A LARGE proportion of the most important new buildings erected in our towns have a steel or ferro-concrete framework. Most architects have not a specialised training in the design of such framework, and it is generally left to the structural engineer to prepare the detailed drawings for this part of the building. As a rule, when it appears desirable that the building should have some architecural pretensions, its design is in charge of an architect who employs the structural engineer to calculate the stresses and strains of all parts of the framework and to specify the sections of the posts and transoms. In this case, however, it is assumed that the architect has determined the general character of the façade on social and aesthetic grounds and only requires from the engineer his technical advice as to the means of making the structure stable. A building may be said to comprise two elements, subject and form, the subject being the function or social purpose of the building, while the form consists in that organic relationship between its parts which results from their compliance with the principles of Number, Punctuation and Inflection, outlined in the last chapter. The extent to which these principles may mould the shape and proportions of a façade will be indicated later. It may be asked "Where does the engineer come in; does not the method of construction also have an important and even determining influence upon the design of the building?" The answer which I am venturing to give to this question may seem extremely paradoxical. It is to the effect that the cleverer and more competent the engineer, to the less extent can he determine architectural style. Where a building continually reminds us that it was constructed in such and such a manner, this is always because in some degree the method of its construction has resulted in some limitation in the shape or size of the members which compose it. In Gothic architecture, for instance, the only style which may justly be described as an engineer's style, the main features which enable us to differentiate this particular manner of building from all others, namely, the pointed arch and vault, grew out of an engineering disability to cover a span in any other way.

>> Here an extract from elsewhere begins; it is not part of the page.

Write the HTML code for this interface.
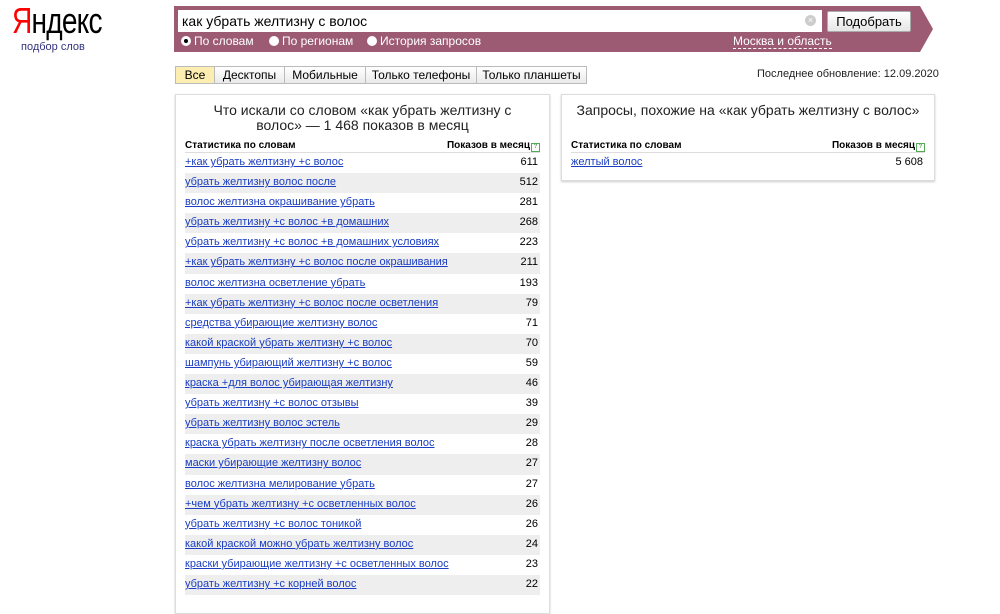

But the Romans, who were better engineers than our medieval forefathers, not only could manipulate great blocks of stones, but also used concrete with freedom and skill. Some
of the famous Roman buildings had the appearance of such self-confidence that they had, it were, a superfluous energy which enabled them to take account of many other architectural factors besides that of purely mechanical strength. And what the Romans
did we of this age ought to be able to do, and, indeed, far better, for our resources as constructors are even greater than theirs.